Material to process:
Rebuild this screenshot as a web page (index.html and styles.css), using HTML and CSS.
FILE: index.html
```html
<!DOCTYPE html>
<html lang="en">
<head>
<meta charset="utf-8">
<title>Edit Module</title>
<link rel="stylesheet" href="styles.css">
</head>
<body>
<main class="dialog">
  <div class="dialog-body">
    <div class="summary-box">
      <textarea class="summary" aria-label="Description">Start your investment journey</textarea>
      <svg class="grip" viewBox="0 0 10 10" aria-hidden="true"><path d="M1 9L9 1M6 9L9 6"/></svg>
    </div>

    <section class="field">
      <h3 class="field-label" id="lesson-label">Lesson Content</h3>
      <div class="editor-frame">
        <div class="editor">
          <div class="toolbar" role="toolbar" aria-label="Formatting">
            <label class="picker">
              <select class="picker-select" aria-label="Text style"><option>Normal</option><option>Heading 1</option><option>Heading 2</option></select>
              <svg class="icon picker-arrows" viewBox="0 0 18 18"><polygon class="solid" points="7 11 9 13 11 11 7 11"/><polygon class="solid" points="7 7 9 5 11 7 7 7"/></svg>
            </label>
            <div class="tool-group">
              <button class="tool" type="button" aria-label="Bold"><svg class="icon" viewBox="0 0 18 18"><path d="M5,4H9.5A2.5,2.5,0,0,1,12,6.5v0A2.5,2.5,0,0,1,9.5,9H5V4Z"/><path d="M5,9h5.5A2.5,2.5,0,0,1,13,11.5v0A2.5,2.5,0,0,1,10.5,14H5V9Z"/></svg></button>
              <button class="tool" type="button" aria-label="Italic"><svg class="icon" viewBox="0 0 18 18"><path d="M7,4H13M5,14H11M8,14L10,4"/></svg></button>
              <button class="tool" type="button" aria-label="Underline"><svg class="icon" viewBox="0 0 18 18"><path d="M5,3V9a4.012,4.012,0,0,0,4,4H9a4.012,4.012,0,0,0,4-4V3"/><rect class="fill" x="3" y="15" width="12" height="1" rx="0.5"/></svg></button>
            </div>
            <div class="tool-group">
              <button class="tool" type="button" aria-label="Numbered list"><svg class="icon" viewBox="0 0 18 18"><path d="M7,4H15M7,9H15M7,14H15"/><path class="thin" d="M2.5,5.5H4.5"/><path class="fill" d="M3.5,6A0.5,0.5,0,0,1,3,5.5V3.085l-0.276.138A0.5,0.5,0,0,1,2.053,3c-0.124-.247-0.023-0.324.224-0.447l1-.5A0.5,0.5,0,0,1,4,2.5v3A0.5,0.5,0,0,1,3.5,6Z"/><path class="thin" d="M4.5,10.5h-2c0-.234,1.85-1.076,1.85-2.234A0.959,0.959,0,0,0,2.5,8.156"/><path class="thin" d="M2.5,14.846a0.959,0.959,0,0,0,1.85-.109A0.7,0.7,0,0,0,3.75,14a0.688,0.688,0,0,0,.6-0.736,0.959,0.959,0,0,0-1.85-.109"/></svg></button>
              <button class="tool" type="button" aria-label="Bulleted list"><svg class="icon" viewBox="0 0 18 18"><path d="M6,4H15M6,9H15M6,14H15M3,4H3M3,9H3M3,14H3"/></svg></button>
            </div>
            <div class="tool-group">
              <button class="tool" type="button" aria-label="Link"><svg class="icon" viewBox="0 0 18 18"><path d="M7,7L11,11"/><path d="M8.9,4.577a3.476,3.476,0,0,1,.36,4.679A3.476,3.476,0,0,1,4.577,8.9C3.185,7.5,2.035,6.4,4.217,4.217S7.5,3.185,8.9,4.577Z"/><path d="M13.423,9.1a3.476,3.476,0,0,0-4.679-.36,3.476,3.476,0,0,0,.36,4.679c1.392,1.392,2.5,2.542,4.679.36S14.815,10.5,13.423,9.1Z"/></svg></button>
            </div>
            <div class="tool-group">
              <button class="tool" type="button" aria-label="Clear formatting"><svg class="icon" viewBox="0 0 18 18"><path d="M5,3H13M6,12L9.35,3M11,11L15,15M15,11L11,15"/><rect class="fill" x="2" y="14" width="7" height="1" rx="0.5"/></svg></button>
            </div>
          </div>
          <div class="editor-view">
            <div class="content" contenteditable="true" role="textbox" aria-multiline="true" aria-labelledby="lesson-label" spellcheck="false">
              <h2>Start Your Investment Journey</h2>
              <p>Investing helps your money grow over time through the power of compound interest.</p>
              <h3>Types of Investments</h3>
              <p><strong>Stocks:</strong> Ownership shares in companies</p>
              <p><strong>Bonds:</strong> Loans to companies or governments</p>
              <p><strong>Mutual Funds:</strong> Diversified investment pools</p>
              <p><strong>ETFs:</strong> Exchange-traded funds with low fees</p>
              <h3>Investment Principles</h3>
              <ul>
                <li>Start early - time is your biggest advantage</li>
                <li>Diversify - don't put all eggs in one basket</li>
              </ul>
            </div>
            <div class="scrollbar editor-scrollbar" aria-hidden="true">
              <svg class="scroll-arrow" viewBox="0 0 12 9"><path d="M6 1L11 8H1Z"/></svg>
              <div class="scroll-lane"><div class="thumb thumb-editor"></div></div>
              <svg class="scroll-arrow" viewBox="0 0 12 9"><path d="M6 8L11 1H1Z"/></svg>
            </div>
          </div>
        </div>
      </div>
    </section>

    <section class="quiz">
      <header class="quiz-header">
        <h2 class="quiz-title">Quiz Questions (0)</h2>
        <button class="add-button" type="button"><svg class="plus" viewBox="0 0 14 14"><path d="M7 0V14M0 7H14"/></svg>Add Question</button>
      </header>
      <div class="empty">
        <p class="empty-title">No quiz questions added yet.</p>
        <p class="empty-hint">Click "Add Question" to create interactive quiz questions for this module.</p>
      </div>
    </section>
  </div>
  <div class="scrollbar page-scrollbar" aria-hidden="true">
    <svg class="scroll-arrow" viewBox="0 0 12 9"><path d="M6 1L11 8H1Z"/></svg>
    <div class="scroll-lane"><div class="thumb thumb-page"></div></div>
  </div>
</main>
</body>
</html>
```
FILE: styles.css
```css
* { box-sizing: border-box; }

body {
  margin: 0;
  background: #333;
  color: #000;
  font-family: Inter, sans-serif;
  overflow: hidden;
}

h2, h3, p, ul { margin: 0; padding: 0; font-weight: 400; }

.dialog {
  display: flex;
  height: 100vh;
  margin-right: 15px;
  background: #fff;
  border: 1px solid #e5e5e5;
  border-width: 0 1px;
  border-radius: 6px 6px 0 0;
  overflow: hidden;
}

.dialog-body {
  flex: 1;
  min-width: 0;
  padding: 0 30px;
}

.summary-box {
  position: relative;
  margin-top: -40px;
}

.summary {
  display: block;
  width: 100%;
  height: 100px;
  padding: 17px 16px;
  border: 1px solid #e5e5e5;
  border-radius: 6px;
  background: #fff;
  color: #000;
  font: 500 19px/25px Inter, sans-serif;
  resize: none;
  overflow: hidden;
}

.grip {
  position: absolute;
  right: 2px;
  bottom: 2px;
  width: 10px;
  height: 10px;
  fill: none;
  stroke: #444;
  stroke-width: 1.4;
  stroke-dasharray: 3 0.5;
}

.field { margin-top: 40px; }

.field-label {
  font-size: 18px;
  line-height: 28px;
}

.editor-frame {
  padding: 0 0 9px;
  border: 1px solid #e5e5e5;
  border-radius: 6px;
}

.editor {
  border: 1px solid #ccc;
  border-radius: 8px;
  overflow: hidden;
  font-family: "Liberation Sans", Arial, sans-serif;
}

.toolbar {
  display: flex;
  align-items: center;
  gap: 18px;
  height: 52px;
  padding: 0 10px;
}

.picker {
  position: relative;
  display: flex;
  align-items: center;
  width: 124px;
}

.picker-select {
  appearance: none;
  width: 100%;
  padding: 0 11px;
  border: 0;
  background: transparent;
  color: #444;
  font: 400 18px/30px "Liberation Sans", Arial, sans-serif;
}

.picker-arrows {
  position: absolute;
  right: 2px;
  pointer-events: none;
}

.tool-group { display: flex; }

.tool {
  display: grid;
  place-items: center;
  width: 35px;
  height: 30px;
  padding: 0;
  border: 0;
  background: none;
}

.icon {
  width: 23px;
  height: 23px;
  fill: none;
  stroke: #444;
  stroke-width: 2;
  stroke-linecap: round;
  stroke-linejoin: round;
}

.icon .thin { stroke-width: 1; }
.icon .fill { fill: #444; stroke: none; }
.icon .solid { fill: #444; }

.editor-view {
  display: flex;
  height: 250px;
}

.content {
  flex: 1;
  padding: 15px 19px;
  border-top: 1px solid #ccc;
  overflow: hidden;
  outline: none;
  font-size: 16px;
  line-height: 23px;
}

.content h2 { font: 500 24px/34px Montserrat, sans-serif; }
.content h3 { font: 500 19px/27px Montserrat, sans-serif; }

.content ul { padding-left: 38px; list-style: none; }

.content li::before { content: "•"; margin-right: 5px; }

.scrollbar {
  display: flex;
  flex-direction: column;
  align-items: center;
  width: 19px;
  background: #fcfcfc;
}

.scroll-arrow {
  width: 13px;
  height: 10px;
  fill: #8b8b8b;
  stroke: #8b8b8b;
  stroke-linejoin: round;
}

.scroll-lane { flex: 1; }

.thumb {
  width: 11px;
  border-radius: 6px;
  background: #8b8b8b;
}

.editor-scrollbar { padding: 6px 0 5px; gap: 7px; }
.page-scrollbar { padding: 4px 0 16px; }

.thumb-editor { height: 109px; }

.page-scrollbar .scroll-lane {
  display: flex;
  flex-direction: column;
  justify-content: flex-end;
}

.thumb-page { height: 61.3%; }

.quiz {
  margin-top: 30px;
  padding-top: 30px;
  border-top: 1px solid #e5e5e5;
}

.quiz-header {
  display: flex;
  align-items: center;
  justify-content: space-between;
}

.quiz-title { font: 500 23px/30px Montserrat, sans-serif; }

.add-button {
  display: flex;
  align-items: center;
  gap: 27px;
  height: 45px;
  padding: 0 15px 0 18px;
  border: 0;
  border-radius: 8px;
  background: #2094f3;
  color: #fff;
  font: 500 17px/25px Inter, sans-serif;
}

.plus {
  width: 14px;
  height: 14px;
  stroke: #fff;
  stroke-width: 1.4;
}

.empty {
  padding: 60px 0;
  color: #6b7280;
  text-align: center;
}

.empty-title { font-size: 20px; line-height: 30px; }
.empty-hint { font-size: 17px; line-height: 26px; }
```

...

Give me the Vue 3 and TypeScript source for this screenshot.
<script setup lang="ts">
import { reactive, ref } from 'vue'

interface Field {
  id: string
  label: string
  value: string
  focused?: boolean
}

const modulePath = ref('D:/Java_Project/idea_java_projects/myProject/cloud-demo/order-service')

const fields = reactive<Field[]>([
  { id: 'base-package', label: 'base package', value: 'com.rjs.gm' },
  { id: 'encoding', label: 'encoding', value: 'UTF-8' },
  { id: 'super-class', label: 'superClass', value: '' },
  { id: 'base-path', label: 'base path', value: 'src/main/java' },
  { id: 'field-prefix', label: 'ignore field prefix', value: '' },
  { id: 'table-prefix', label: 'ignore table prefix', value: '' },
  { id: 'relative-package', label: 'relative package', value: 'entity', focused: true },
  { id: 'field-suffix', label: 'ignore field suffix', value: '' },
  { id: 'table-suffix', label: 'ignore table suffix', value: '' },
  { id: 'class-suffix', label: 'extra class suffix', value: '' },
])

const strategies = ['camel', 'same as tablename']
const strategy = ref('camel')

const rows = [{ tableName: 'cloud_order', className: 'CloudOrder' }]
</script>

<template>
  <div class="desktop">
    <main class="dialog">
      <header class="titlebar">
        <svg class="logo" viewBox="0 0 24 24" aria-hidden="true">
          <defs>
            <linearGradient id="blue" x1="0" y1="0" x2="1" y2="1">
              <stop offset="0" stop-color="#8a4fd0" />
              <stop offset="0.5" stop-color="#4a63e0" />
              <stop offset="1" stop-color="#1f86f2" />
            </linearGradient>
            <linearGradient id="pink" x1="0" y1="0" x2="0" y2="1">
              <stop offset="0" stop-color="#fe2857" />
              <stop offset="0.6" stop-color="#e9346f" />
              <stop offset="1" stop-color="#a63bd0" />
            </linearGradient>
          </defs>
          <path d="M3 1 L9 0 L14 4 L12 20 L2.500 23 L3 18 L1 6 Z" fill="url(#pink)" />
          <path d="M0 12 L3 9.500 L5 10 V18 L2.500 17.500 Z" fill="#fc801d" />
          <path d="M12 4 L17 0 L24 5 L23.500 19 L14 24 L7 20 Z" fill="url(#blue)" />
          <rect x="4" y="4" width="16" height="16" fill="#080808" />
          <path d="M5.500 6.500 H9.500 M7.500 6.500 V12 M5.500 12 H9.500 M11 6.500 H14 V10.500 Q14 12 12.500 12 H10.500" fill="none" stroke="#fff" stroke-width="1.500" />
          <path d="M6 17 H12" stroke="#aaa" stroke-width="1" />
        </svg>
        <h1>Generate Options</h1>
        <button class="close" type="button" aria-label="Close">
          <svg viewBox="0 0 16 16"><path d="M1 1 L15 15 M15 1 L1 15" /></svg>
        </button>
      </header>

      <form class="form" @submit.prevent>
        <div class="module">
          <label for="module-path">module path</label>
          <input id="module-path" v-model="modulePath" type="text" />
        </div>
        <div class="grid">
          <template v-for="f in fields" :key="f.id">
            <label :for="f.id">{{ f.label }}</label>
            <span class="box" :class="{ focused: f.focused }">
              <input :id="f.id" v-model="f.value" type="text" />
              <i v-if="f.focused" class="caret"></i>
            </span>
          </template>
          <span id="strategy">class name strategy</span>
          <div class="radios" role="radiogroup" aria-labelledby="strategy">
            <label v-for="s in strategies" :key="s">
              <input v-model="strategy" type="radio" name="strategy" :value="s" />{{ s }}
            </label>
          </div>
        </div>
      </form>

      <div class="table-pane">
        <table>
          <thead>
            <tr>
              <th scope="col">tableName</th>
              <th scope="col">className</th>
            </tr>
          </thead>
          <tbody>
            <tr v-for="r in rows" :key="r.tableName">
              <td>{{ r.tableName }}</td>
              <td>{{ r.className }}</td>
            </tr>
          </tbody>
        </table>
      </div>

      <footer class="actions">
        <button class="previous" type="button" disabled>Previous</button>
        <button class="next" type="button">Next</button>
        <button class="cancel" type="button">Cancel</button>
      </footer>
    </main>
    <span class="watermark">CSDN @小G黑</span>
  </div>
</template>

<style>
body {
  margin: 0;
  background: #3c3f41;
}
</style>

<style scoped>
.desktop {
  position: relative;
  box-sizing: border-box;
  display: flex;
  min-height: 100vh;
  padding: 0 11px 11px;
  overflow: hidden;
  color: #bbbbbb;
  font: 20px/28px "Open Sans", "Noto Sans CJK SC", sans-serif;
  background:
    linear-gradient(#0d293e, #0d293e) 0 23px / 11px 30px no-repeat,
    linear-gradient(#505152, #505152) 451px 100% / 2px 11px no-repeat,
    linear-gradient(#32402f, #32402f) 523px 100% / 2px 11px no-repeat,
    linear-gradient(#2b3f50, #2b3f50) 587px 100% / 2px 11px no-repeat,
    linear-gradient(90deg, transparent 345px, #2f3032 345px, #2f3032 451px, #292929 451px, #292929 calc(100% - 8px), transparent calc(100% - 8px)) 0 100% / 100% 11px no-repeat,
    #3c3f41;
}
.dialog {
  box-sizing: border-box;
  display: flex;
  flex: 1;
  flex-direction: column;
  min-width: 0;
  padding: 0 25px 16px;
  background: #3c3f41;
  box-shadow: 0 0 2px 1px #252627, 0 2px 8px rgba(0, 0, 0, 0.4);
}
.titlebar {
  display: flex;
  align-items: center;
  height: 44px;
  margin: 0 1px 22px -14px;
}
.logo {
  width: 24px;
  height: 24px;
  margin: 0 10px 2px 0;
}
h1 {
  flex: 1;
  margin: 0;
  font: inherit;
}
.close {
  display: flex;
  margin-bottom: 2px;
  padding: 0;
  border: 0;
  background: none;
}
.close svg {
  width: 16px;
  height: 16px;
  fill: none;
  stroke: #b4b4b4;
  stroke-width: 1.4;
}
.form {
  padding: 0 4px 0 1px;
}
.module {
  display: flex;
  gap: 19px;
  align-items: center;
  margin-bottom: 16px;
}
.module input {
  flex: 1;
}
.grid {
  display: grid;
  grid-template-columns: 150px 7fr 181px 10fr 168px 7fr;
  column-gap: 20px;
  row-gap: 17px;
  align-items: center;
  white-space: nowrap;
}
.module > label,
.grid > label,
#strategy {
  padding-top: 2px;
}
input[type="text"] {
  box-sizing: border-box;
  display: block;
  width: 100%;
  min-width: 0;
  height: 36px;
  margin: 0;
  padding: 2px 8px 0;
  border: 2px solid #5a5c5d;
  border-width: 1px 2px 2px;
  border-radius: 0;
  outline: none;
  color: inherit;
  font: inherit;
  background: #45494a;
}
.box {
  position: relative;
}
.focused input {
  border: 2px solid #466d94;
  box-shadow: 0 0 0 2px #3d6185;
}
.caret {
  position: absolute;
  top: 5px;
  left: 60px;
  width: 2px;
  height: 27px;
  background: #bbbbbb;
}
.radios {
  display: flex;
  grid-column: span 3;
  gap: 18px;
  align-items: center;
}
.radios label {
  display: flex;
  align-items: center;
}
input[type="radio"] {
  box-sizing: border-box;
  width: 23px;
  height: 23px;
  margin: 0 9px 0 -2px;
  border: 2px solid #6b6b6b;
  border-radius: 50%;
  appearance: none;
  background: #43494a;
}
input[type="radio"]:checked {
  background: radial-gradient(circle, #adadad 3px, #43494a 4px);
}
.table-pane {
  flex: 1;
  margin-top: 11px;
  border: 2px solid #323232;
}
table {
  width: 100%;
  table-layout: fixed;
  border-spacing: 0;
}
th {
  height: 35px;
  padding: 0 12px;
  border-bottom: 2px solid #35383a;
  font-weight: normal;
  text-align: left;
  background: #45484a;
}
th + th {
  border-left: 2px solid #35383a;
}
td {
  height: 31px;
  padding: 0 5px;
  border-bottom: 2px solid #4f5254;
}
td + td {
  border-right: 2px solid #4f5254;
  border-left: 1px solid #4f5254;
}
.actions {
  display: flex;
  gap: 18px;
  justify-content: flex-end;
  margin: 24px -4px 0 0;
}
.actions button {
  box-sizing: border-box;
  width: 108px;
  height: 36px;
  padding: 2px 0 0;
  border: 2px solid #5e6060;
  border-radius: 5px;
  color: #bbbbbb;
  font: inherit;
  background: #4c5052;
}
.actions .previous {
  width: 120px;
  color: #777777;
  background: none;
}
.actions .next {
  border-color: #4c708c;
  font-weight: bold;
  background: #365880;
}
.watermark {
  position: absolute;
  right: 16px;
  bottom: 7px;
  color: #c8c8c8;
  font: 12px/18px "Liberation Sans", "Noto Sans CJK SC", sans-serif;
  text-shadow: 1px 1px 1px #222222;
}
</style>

Given exercise:
Where a line in the entries holds the word "screenshot", copy that line.

Answer below:
Rebuild this screenshot as a web page (index.html and styles.css), using HTML and CSS.
Give me the Vue 3 and TypeScript source for this screenshot.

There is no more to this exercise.